Recognise the significance of non-traditional, transferrable talents  

Data centres require a diverse range of skills beyond technical expertise. Individuals with backgrounds in fields like project management, logistics, customer service, and even arts can possess transferable skills that are highly applicable to data centre operations. By tapping into this talent pool, data centre players can access a broader range of adaptable professionals who can contribute to projects without the need for time-consuming recruitment procedures.

In many cases, non-traditional workers may possess unique abilities that reveal hidden potential, even if they are not immediately apparent. Data centre players can make changes to job descriptions' requirements to create a more inclusive and diversified tech talent pool. By doing so, they foster a diverse and dynamic workforce, bringing fresh perspectives and innovative solutions to the industry. Offering training programmes and certifications that bridge the gap between non-traditional talents and data centre requirements can help these individuals acquire the necessary skills for success in the field.

Mentorship as a tool to engage and inspire

To support the next generation of data centre talent, leaders can play a role in inspiring young people to consider a career in technology. This can be achieved through internships or STEM-related programmes. 

Mentoring can help support both senior and junior employees' ongoing professional growth.
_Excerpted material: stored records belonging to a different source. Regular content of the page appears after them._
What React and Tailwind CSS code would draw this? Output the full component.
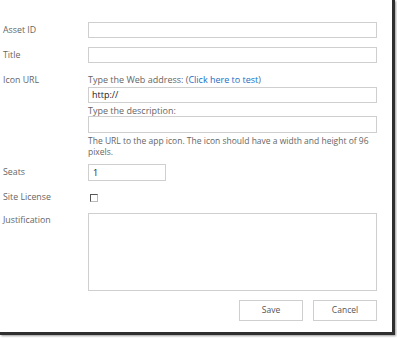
export default function App() {
  const label = "text-[8.8px] text-[#666] leading-none";
  const input = "border border-[#cfcfcf] bg-white";
  return (
    <div className="w-[397px] h-[338px] bg-white relative overflow-hidden" style={{ fontFamily: '"Open Sans", "Liberation Sans", sans-serif' }}>
      <div className="w-[395px] h-[335px] bg-white border-r-[3px] border-b-[3px] border-[#2f2f2f] shadow-[1px_1px_2px_rgba(0,0,0,0.4)] pt-[22px] pl-[3px] flex flex-col">
        {/* Asset ID */}
        <div className="flex items-center h-[16px]">
          <div className={`w-[85px] ${label}`}>Asset ID</div>
          <div className={`w-[289px] h-[16px] ${input}`}></div>
        </div>
        {/* Title */}
        <div className="flex items-center h-[16px] mt-[9px]">
          <div className={`w-[85px] ${label}`}>Title</div>
          <div className={`w-[289px] h-[16px] ${input}`}></div>
        </div>
        {/* Icon URL */}
        <div className="flex mt-[12px]">
          <div className={`w-[85px] ${label} pt-[1px]`}>Icon URL</div>
          <div className="flex flex-col w-[289px]">
            <div className="text-[9px] text-[#666] leading-none">
              Type the Web address: (<span className="text-[#1a6fc4]">Click here to test</span>)
            </div>
            <div className={`h-[16px] mt-[3px] ${input} flex items-center pl-[3px] text-[9px] text-[#222]`}>http://</div>
            <div className="text-[9px] text-[#666] leading-none mt-[3px]">Type the description:</div>
            <div className={`h-[17px] mt-[1px] ${input}`}></div>
            <div className="text-[8.5px] text-[#666] leading-[11px] mt-[2px] -mr-[4px]">
              The URL to the app icon. The icon should have a width and height of 96 pixels.
            </div>
          </div>
        </div>
        {/* Seats */}
        <div className="flex items-center h-[17px] mt-[7px]">
          <div className={`w-[85px] ${label}`}>Seats</div>
          <div className={`w-[78px] h-[17px] ${input} flex items-center pl-[4px] text-[9px] text-[#222]`}>1</div>
        </div>
        {/* Site License */}
        <div className="flex items-center h-[9px] mt-[12px]">
          <div className={`w-[85px] ${label}`}>Site License</div>
          <div className="ml-[2px] w-[8px] h-[8px] border border-[#555] border-r-[#bbb] border-b-[#bbb] bg-white"></div>
        </div>
        {/* Justification */}
        <div className="flex mt-[11px]">
          <div className={`w-[85px] ${label} pt-[3px]`}>Justification</div>
          <div className={`w-[289px] h-[78px] ${input}`}></div>
        </div>
        {/* Buttons */}
        <div className="flex justify-end gap-[10px] w-[374px] mt-[9px]">
          <div className={`w-[64px] h-[21px] ${input} flex items-center justify-center text-[8.5px] text-[#555]`}>Save</div>
          <div className={`w-[64px] h-[21px] ${input} flex items-center justify-center text-[8.5px] text-[#555]`}>Cancel</div>
        </div>
      </div>
    </div>
  );
}
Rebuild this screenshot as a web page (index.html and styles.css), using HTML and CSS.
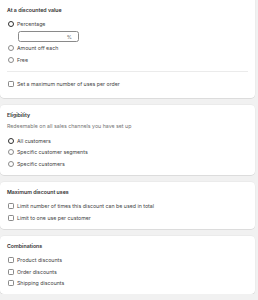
FILE: index.html
```html
<!DOCTYPE html>
<html>
<head>
<meta charset="utf-8">
<link rel="stylesheet" href="styles.css">
</head>
<body>
<div class="page">
  <section class="card card-first">
    <h2 class="title">At a discounted value</h2>
    <div class="choices">
      <label class="choice"><span class="radio checked"></span>Percentage</label>
      <div class="field"><span class="suffix">%</span></div>
      <label class="choice"><span class="radio"></span>Amount off each</label>
      <label class="choice"><span class="radio"></span>Free</label>
    </div>
    <hr class="divider">
    <label class="choice"><span class="checkbox"></span>Set a maximum number of uses per order</label>
  </section>

  <section class="card">
    <h2 class="title">Eligibility</h2>
    <p class="subtitle">Redeemable on all sales channels you have set up</p>
    <div class="choices">
      <label class="choice"><span class="radio checked"></span>All customers</label>
      <label class="choice"><span class="radio"></span>Specific customer segments</label>
      <label class="choice"><span class="radio"></span>Specific customers</label>
    </div>
  </section>

  <section class="card">
    <h2 class="title">Maximum discount uses</h2>
    <div class="choices">
      <label class="choice"><span class="checkbox"></span>Limit number of times this discount can be used in total</label>
      <label class="choice"><span class="checkbox"></span>Limit to one use per customer</label>
    </div>
  </section>

  <section class="card">
    <h2 class="title">Combinations</h2>
    <div class="choices">
      <label class="choice"><span class="checkbox"></span>Product discounts</label>
      <label class="choice"><span class="checkbox"></span>Order discounts</label>
      <label class="choice"><span class="checkbox"></span>Shipping discounts</label>
    </div>
  </section>
</div>
</body>
</html>
```

FILE: styles.css
```css
* { box-sizing: border-box; }
html, body {
  margin: 0;
  padding: 0;
  background: #f1f1f1;
  font-family: Inter, "Noto Sans", sans-serif;
  color: #444444;
  font-size: 5.25px;
  line-height: 8px;
}
html {
  height: 300px;
  overflow: hidden;
}
.page {
  width: 255px;
  display: flex;
  flex-direction: column;
  gap: 7px;
}
.card {
  background: #ffffff;
  border-radius: 4px;
  padding: 6.5px 7px 7px;
  box-shadow: 0 0.6px 0 rgba(0,0,0,0.13), 0 0 0 0.4px rgba(0,0,0,0.05);
}
.card-first {
  border-top-left-radius: 0;
  border-top-right-radius: 0;
  padding-top: 6px;
  padding-bottom: 9.5px;
}
.title {
  margin: 0 0 6px;
  font-size: 5.25px;
  line-height: 8px;
  font-weight: 600;
  color: #303030;
}
.subtitle {
  margin: -3px 0 6.5px;
  color: #747474;
}
.choices {
  display: flex;
  flex-direction: column;
  gap: 3.5px;
}
.choice {
  display: flex;
  align-items: center;
  gap: 3px;
  height: 8px;
  padding-left: 1px;
  white-space: nowrap;
}
.radio {
  width: 6px;
  height: 6px;
  border-radius: 50%;
  border: 0.8px solid #8a8a8a;
  flex: none;
  background: #fff;
}
.radio.checked {
  border: 1.9px solid #303030;
  background: #fff;
}
.checkbox {
  width: 6px;
  height: 6px;
  border-radius: 1.2px;
  border: 0.8px solid #8a8a8a;
  flex: none;
  background: #fff;
}
.field {
  margin: -0.5px 0 -1.5px 11px;
  width: 61px;
  height: 11px;
  border: 0.6px solid #8a8a8a;
  border-radius: 2.5px;
  display: flex;
  align-items: center;
  justify-content: flex-end;
  padding-right: 6px;
  color: #616161;
}
.divider {
  border: 0;
  border-top: 0.8px solid #ebebeb;
  margin: 7px 0 8.5px;
}
```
By pairing experienced professionals with those who are just starting their careers, mentorship programmes can help develop skills and provide guidance to help bridge the skills gap.

A dedicated professional development platform like the Schneider Electric University can also help close the skills gap in the data centre industry by helping industry players upgrade their skills and keep up with new technological, sustainability, and energy efficiency developments.